Report every line below that holds the word "Tailwind".

** Begin **

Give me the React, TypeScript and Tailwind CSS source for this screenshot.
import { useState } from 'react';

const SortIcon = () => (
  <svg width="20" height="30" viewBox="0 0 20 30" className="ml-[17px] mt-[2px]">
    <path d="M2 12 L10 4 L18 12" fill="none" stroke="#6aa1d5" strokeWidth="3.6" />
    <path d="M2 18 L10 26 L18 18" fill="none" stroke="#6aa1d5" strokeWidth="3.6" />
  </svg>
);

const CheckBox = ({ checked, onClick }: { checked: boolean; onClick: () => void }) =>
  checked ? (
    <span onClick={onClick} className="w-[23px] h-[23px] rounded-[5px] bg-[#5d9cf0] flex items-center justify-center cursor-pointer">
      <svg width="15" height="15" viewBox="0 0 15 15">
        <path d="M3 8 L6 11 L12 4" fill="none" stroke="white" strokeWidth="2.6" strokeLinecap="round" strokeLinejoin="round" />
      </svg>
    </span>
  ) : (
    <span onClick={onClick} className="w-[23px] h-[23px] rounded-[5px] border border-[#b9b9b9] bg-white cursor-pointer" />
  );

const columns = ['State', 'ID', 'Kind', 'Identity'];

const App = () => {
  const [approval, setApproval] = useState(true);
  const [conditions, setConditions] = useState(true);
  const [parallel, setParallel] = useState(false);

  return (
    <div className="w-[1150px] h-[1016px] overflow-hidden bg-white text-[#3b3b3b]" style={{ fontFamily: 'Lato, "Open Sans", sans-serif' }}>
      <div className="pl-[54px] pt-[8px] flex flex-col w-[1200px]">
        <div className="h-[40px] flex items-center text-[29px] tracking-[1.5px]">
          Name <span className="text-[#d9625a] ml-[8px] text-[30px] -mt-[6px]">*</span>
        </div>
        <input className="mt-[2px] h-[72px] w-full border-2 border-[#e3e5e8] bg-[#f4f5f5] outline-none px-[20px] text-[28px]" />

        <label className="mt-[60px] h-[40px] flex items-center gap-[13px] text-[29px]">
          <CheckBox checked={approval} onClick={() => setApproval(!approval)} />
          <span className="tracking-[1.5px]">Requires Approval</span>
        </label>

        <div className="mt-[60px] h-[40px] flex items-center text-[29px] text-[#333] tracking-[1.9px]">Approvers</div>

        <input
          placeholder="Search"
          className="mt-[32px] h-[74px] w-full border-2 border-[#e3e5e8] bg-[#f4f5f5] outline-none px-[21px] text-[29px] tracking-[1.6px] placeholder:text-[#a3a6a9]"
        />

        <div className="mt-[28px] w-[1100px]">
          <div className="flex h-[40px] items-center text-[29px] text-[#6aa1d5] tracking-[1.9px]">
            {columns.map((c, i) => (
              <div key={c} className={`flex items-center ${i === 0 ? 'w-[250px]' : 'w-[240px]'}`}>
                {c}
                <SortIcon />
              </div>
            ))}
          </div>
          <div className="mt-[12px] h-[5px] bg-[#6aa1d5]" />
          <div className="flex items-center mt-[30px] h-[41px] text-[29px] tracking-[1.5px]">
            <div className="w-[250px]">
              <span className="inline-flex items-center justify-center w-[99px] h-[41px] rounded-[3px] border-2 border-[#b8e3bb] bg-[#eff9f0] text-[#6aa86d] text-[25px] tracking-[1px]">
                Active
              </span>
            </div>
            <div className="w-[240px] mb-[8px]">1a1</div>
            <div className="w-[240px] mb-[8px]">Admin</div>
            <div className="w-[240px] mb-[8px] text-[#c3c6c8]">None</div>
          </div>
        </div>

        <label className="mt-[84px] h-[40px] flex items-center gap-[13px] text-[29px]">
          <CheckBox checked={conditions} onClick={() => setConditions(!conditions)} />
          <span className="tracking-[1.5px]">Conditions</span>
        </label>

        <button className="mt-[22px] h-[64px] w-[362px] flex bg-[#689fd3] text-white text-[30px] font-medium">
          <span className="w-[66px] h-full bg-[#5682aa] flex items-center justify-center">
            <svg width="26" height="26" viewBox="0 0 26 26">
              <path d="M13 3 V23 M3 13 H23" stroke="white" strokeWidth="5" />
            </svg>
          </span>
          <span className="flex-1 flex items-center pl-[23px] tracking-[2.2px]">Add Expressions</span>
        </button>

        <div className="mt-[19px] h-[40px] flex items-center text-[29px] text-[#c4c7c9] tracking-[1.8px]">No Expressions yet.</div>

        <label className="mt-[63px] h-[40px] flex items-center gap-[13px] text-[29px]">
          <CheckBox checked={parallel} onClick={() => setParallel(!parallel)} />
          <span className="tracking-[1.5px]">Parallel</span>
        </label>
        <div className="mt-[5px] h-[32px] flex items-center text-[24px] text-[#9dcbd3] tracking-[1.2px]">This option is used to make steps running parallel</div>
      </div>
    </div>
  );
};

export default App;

** End **
** Begin **

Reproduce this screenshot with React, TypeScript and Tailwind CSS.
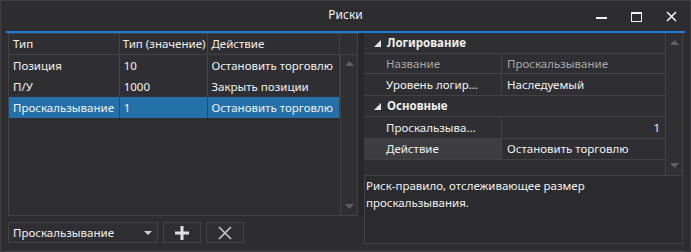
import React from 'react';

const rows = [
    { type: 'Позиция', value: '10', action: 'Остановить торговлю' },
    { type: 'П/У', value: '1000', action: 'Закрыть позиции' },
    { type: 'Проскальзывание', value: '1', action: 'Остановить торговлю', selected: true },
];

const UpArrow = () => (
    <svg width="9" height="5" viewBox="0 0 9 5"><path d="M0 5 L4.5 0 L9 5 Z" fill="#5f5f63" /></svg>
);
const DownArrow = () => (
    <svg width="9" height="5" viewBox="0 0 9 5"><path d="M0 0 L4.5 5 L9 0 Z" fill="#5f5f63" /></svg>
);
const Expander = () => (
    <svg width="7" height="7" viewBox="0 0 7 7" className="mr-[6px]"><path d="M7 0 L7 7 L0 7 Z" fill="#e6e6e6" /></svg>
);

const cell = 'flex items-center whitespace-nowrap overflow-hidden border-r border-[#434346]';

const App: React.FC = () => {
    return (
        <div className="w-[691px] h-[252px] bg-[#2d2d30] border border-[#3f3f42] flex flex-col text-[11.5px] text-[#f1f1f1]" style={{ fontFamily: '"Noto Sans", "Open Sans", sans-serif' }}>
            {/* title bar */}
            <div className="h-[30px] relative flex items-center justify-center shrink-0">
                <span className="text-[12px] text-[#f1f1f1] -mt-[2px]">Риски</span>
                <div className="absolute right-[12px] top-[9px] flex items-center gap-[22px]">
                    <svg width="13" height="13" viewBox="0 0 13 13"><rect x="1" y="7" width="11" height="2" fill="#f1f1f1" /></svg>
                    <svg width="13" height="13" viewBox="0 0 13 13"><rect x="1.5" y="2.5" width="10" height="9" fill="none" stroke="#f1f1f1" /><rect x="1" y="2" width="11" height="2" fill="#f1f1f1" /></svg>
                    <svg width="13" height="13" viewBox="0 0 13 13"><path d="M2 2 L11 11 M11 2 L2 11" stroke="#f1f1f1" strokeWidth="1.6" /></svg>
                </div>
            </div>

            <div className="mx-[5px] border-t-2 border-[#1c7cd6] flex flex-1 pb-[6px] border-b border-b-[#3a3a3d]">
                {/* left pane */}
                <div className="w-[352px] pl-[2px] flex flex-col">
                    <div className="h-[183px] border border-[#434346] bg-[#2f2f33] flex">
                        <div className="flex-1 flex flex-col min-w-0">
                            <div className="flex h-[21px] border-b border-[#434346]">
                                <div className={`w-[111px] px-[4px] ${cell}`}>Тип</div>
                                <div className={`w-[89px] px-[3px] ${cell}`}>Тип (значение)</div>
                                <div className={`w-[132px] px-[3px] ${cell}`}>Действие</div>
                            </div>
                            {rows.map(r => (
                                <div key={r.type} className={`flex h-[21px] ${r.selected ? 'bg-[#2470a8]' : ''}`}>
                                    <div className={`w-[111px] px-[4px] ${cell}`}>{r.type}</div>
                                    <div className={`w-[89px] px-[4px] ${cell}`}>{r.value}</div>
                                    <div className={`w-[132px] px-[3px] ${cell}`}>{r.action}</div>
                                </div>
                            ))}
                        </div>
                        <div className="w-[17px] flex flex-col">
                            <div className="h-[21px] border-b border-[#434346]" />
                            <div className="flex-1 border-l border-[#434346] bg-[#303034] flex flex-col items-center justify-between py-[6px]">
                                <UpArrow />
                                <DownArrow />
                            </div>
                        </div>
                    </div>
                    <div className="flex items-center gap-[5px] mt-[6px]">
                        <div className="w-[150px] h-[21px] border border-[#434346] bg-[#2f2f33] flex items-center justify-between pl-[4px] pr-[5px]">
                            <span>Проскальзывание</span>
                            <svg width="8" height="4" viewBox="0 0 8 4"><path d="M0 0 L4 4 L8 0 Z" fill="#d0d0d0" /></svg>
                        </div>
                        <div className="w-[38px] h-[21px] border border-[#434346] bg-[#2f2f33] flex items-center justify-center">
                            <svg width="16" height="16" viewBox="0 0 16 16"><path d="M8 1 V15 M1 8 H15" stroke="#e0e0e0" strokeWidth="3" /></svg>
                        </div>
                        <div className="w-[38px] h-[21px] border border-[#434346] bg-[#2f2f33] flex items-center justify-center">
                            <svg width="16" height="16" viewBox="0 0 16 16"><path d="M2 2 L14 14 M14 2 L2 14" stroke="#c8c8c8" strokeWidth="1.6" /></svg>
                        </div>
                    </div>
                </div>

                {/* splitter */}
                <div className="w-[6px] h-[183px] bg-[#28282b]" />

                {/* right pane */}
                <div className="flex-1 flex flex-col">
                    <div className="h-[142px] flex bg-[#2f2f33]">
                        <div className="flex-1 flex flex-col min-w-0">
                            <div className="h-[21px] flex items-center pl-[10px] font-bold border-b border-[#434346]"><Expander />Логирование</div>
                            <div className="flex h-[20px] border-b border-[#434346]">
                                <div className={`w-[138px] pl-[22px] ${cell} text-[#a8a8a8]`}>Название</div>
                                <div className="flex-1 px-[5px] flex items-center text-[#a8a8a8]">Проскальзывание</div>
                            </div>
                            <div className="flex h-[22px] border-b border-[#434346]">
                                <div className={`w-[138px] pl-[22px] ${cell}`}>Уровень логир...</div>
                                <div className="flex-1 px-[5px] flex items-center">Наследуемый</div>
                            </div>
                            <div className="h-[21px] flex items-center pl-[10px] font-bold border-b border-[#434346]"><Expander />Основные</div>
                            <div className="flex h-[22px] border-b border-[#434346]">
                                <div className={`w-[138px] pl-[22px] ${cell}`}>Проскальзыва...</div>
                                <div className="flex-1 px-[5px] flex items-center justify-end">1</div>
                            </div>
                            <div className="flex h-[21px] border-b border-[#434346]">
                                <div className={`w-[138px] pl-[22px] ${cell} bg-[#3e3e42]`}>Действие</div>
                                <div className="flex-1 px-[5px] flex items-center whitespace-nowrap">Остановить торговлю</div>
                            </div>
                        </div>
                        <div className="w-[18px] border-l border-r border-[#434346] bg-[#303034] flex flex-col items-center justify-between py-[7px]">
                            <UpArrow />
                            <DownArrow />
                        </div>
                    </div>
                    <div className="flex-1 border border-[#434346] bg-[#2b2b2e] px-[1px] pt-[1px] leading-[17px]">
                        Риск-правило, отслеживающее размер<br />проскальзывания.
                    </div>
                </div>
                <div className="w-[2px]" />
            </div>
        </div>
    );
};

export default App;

** End **

Full response ->
Give me the React, TypeScript and Tailwind CSS source for this screenshot.
Reproduce this screenshot with React, TypeScript and Tailwind CSS.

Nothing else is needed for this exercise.